Venus




By Stephen Farber

Venus is another British film that explores a rather shocking sexual liaison--in this case a flirtation between a man in his seventies (Peter O'Toole) and a woman in her twenties (Jodie Whittaker). The film is written by Hanif Kureishi and directed by Roger Michell, who last worked together on The Mother, another cross-generational story starring Daniel Craig as a man involved with a much-older woman. Here O'Toole plays Maurice, a yeoman actor who achieved "a little bit" of fame, as he tells Jessie, the slovenly working-class gal whom he meets when she is taking care of her uncle, an actor friend of Maurice's. Although he's aged startlingly since his glory days, O'Toole still has the requisite charm to play an incorrigible womanizer, and he also finds the pathos in the character without begging for sympathy.
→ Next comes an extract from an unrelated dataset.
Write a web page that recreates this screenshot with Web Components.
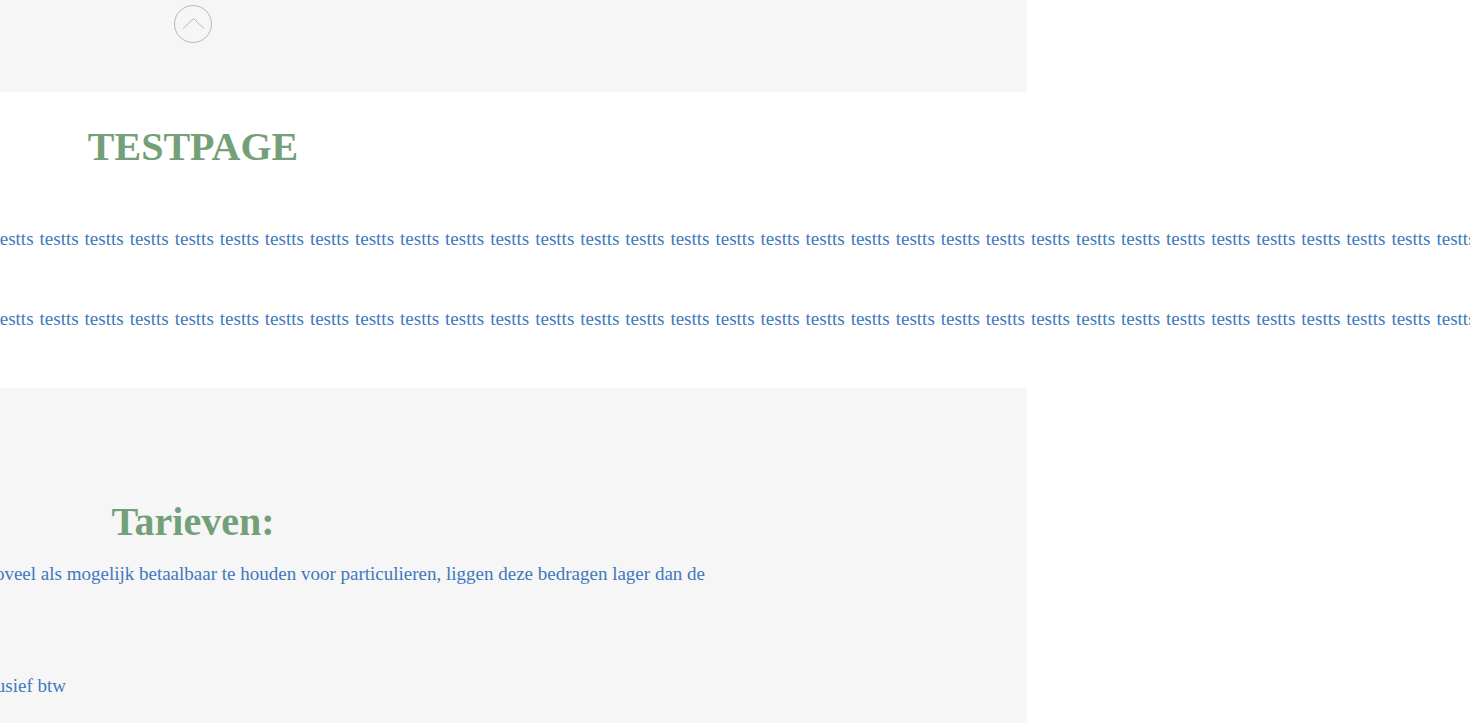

The surprise of the film is that Whittaker, a newcomer discovered after a lengthy search, matches her legendary costar. She's completely credible as a surly tart, but she also highlights hidden depths in the character. The rest of the cast also shines. Leslie Phillips as Maurice's best friend and Vanessa Redgrave as his tolerant ex-wife add to the tableau of unrequited love; Phillips conveys homoerotic longing for Maurice without belaboring the point.